Records contained in a dataset:
--- --- ---

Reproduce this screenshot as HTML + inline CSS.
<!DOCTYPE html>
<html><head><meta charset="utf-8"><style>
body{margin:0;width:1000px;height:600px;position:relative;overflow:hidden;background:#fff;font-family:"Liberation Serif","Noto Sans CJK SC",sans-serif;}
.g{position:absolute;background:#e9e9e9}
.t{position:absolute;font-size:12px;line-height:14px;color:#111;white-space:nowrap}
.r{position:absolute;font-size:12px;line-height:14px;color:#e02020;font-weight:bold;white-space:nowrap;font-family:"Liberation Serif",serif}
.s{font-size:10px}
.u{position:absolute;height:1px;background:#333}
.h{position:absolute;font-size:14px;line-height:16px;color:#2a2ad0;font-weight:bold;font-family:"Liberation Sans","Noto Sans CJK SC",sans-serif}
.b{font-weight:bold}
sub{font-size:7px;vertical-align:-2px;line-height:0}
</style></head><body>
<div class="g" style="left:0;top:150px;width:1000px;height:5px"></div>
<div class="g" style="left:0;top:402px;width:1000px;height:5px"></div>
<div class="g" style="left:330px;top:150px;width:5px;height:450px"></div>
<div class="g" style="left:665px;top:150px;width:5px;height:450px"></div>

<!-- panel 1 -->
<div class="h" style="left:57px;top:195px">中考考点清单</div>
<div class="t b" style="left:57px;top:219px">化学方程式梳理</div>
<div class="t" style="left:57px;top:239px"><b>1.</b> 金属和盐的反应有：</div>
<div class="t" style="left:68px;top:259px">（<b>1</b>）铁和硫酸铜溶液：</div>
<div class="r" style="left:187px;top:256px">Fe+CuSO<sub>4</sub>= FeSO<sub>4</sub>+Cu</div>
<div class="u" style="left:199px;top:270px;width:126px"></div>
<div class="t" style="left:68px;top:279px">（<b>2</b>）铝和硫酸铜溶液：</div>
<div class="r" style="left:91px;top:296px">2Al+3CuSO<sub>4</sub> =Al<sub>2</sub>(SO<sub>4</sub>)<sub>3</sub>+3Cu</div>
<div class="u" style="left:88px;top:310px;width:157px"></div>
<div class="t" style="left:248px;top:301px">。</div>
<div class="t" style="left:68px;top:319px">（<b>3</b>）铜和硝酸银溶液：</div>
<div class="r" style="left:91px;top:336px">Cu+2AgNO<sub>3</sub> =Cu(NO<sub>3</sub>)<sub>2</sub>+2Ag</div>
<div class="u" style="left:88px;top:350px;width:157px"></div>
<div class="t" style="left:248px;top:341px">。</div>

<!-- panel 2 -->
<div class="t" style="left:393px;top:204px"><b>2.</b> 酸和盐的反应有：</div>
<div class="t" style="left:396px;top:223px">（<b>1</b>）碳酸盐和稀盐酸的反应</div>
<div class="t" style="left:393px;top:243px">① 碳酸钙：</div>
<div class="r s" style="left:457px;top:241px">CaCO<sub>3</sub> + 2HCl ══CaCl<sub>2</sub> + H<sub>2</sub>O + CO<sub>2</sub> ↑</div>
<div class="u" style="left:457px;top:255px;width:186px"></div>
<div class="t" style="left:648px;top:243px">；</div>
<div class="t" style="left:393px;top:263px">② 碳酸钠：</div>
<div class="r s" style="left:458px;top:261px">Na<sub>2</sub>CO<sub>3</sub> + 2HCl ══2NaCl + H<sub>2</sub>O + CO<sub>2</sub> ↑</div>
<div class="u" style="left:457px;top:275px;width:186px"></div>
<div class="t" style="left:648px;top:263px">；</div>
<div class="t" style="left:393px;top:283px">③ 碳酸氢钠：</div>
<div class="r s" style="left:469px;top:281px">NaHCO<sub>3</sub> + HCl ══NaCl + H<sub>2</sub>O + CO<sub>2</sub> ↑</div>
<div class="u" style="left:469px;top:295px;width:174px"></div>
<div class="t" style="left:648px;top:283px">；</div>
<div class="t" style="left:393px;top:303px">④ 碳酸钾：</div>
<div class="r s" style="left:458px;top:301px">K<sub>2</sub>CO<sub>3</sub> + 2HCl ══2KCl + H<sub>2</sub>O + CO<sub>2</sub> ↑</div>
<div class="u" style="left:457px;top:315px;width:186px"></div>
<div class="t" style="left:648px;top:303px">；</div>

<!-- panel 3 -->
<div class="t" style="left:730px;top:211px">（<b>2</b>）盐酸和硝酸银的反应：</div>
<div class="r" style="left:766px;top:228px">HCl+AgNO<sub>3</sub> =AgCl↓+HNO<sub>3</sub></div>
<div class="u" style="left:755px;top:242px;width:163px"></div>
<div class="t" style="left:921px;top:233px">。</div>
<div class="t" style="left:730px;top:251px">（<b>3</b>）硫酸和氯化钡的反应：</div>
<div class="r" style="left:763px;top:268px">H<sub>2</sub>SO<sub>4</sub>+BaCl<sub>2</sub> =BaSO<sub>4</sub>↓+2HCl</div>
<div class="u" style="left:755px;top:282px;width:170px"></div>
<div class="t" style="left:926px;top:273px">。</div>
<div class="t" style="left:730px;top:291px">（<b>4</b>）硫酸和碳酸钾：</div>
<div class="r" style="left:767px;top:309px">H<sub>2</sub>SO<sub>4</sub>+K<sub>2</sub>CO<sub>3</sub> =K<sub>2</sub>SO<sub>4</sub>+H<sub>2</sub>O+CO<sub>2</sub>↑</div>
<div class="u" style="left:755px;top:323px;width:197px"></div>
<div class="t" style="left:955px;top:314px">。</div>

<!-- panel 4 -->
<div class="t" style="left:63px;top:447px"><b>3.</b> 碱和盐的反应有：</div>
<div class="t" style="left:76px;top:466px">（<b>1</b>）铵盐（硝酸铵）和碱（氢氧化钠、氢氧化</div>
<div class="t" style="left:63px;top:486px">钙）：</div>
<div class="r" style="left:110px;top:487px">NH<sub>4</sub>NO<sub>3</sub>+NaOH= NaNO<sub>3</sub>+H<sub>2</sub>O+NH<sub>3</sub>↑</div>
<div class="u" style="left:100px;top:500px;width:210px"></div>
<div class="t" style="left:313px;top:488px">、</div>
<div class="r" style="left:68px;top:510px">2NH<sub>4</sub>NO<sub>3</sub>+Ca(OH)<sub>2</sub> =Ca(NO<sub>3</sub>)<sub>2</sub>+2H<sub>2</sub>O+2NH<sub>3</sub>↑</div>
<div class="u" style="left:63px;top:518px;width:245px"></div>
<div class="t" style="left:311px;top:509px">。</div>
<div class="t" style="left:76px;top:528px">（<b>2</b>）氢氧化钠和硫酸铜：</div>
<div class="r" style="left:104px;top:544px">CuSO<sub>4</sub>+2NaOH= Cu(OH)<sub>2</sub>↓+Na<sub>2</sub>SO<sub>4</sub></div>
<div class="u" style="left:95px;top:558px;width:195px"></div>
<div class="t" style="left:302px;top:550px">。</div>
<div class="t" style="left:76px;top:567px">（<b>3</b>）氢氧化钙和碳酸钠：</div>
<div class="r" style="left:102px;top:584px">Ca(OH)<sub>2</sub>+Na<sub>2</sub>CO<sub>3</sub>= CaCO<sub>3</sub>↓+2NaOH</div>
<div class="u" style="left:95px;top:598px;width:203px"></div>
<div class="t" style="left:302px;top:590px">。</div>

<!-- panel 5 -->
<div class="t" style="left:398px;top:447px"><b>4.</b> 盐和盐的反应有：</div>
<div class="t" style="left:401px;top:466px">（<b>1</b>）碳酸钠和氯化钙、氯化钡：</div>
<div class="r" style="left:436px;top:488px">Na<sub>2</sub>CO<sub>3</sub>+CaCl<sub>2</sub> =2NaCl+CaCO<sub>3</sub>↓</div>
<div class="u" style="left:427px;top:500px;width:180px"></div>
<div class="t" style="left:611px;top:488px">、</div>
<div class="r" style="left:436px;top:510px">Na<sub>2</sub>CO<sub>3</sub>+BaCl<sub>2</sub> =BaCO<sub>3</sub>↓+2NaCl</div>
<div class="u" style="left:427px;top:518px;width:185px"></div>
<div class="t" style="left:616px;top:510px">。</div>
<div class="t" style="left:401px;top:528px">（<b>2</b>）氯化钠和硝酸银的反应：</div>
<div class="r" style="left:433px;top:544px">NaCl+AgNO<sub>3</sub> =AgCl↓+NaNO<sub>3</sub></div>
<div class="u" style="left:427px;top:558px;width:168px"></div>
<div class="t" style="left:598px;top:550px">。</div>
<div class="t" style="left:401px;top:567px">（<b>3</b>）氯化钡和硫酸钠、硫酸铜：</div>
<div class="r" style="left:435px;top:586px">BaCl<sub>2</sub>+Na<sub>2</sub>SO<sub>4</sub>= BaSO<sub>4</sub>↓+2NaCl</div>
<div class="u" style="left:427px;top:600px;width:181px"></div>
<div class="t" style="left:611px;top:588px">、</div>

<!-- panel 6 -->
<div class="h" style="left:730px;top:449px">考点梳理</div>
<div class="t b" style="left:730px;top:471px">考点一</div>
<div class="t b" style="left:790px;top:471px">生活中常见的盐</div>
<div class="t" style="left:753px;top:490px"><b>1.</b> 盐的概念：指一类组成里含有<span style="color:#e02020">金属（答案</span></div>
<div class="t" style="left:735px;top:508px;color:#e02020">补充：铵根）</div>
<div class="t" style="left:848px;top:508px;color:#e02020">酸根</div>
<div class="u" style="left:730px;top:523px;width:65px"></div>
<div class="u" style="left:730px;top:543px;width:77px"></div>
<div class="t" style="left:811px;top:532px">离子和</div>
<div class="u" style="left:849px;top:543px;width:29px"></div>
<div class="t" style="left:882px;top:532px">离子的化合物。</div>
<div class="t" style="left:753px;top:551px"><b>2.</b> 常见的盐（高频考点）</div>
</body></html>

--- --- ---

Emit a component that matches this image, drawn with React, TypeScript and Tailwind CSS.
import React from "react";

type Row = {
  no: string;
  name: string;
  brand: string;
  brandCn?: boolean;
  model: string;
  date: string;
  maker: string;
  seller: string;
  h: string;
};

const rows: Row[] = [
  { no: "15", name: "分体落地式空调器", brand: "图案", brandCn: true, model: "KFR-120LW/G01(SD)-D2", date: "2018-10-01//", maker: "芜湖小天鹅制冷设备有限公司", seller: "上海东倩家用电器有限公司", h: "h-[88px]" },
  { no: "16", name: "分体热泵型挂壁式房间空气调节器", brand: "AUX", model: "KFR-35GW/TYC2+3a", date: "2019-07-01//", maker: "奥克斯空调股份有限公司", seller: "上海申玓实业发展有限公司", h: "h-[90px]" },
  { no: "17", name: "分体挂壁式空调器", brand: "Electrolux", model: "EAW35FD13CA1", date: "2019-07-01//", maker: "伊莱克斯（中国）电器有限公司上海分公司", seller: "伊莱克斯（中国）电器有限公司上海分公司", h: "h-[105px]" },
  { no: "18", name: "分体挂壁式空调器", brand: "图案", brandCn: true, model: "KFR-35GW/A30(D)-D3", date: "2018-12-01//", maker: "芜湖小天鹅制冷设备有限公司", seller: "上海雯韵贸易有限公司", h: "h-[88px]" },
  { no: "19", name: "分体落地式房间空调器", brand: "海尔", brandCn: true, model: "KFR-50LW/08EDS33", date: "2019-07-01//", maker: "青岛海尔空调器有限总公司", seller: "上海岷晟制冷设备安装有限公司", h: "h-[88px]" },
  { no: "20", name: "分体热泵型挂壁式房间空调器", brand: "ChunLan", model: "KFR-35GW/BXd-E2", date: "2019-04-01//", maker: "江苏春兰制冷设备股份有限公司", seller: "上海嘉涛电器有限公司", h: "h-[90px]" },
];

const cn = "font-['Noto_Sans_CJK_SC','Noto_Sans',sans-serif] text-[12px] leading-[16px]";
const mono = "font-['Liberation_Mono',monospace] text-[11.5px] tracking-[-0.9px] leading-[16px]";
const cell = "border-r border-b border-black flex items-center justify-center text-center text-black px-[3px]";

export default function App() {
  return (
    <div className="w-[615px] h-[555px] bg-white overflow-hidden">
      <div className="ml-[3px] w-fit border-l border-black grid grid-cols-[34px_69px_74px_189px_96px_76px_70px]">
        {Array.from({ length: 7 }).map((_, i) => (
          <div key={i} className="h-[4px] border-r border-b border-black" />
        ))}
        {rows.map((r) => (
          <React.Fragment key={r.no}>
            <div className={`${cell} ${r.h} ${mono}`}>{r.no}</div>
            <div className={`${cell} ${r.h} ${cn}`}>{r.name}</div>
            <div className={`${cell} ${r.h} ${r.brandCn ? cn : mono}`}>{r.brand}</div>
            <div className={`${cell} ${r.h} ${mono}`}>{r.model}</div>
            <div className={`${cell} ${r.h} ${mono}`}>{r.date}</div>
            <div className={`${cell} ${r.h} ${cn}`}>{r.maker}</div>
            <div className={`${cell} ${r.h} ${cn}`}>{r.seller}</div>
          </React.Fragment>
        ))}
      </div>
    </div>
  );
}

--- --- ---

Gather up the lines containing the word "this" from these records and copy them.

- [Solution to the exercise]
Reproduce this screenshot as HTML + inline CSS.
Emit a component that matches this image, drawn with React, TypeScript and Tailwind CSS.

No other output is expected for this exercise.